An African-American basketball player called Maurice Whitfield recently received a Czech passport; he has become a Czech citizen in order to play for the country's international team, after already leading his club Nymburk to success in the national basketball league. Radio Prague's Ian Willoughby caught up with Maurice Whitfield this week, and asked him how he was finding life in the Czech Republic.
"I'm loving it. I have a lot of friends here, I've met a lot of new people. My teammates are like family to me, so I'm having a very nice time here. I'm having lots of fun, I'm learning something new every day. I'm studying the language - it's just like being in college again."
Tell us about the language - how good is your Czech?

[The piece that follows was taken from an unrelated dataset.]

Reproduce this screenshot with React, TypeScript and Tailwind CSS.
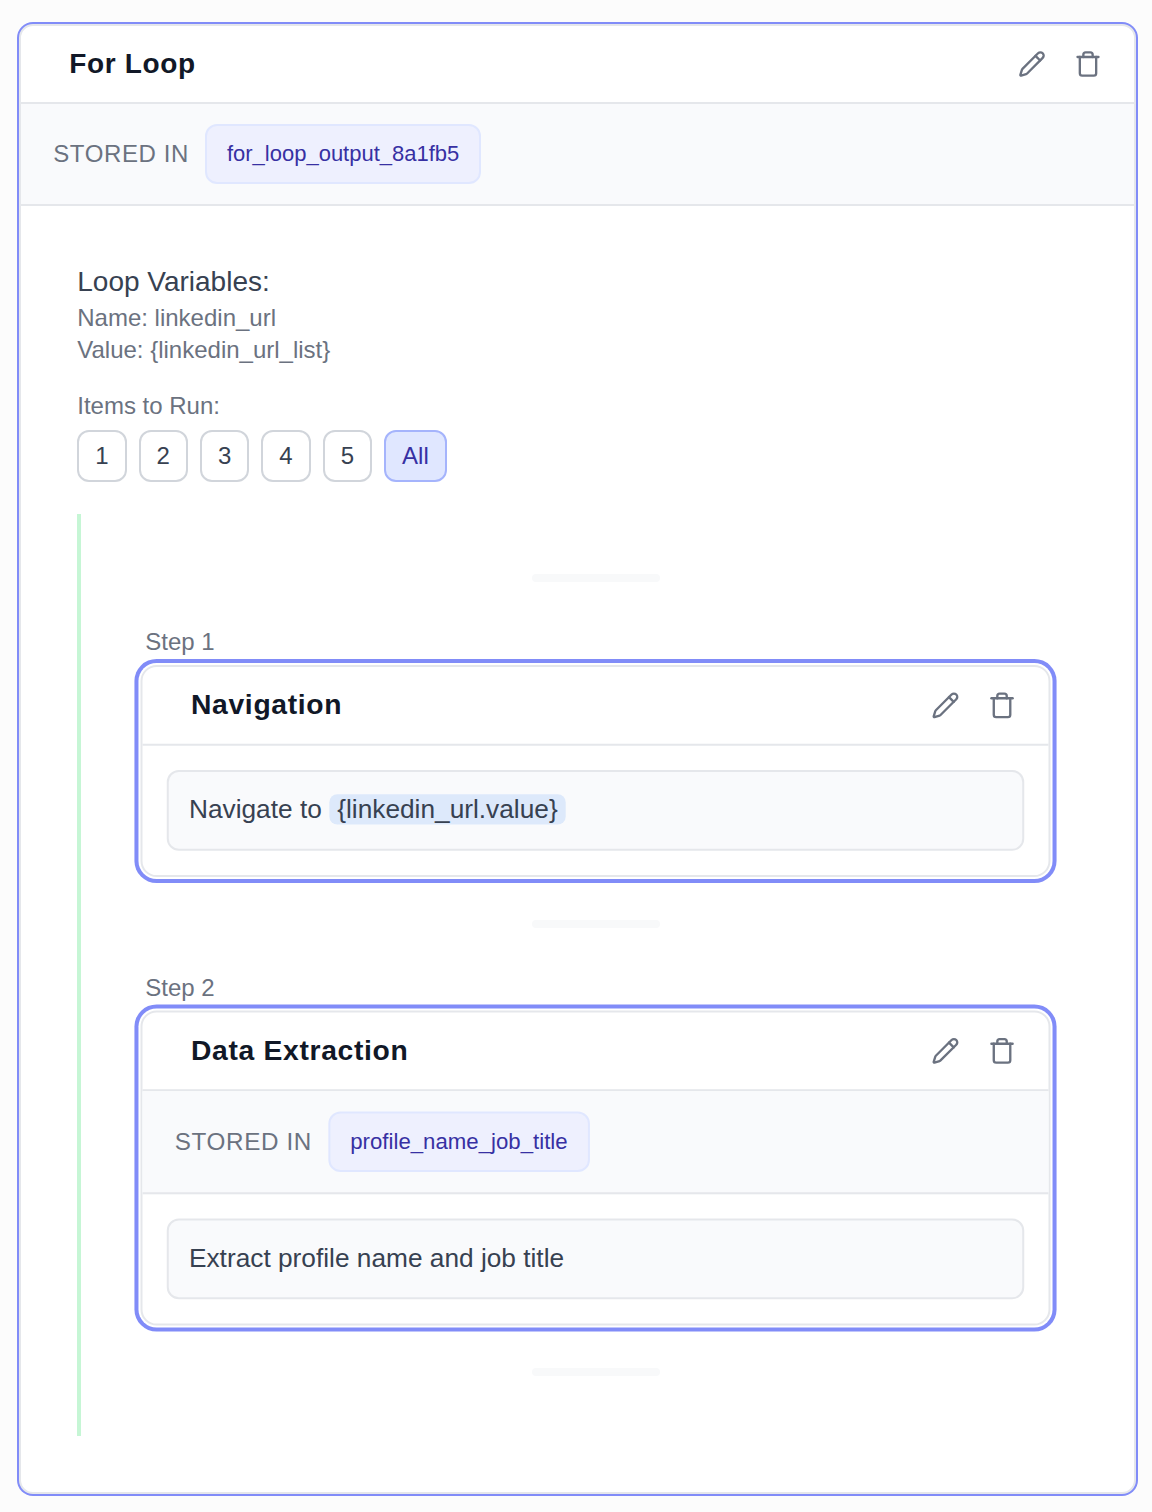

"I don't know how good it is. I can have a short conversation and I can understand more than I speak. In a few months I'll be very comfortable, because I'm studying hard."
How do you communicate with your teammates at Nymburk?

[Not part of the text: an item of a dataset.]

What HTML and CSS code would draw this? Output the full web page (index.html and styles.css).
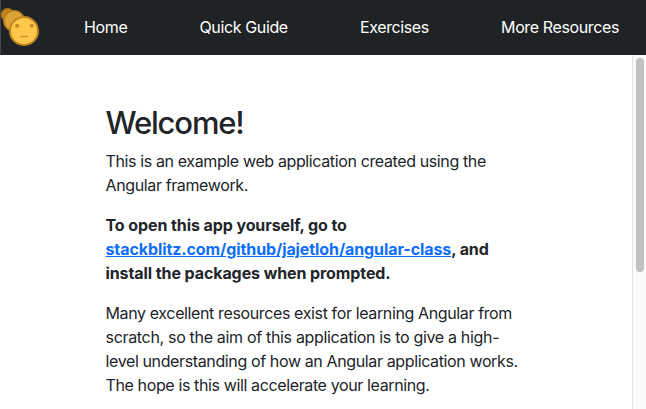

"Most of my teammates speak English, and they understand my Czech; since they've been around me so long they understand my broken Czech. So that's how I communicate: through my broken Czech and their broken English."
Before 1989 black people were quite in this country, especially outside Prague. You live in a small town called Podebrady - have you had any negative experiences, or how have you found being a black man in the Czech Republic?
"I haven't had any negative experiences, especially in Podebrady everyone accepts me, I've been living there for the last four years, three years, so I know mostly everyone in the stores and things like that."
What about the Czech mentality? How do you find Czech people?
"It's hard to break old habits, that's how I look at it. So I just accept everybody for who they are and what they do. Everyone is different and I just accept their differences. On the basketball court I speak with some of the players about their mentality and I try to change their mentality. Basically it's been a good experience for me, but if they're stuck in their ways I just have to accept them. I can't change who they are and I don't want to change who they are."
Recently you've received a lot of attention here in the Czech Republic because you took out Czech citizenship. Could you tell us about that and how you decided to become a Czech citizen?
"A friend of mine was telling me that if you're here for a certain number of years you can get Czech citizenship, and that would also help their national basketball team. All my friends play on the national team so I just decided to give it a shot, and fortunately everything worked out and I'm very happy about that."
Was it a hard choice for you to make? And I should also ask you: do you still have American citizenship or did you lose it?
"No, I still have my American citizenship. I don't know if it was a hard process because I had a lot of help, but it was just a long process for me."
Do you know of any similar cases of say American basketball players taking the citizenship of European countries, or is your case extremely unusual?
"No, it happens a lot. I was actually offered Croatian citizenship when I played in Croatia but I declined. It happens a lot, because of the simple fact you can help their basketball team, help their country and things like this. So it's very popular."
Have you appeared yet for the Czech Republic's national basketball team?
"No, I just received the passport a couple of weeks ago. There's no hundred percent guarantee that I will play, though I intend on playing. I have to speak with the coaches, and meet with the players before anything is definite."
What does the future hold for Maurice Whitfield?
"I'm not sure, I'm just living day to day. No-one's promised tomorrow, and when tomorrow comes I'll just live it to the fullest."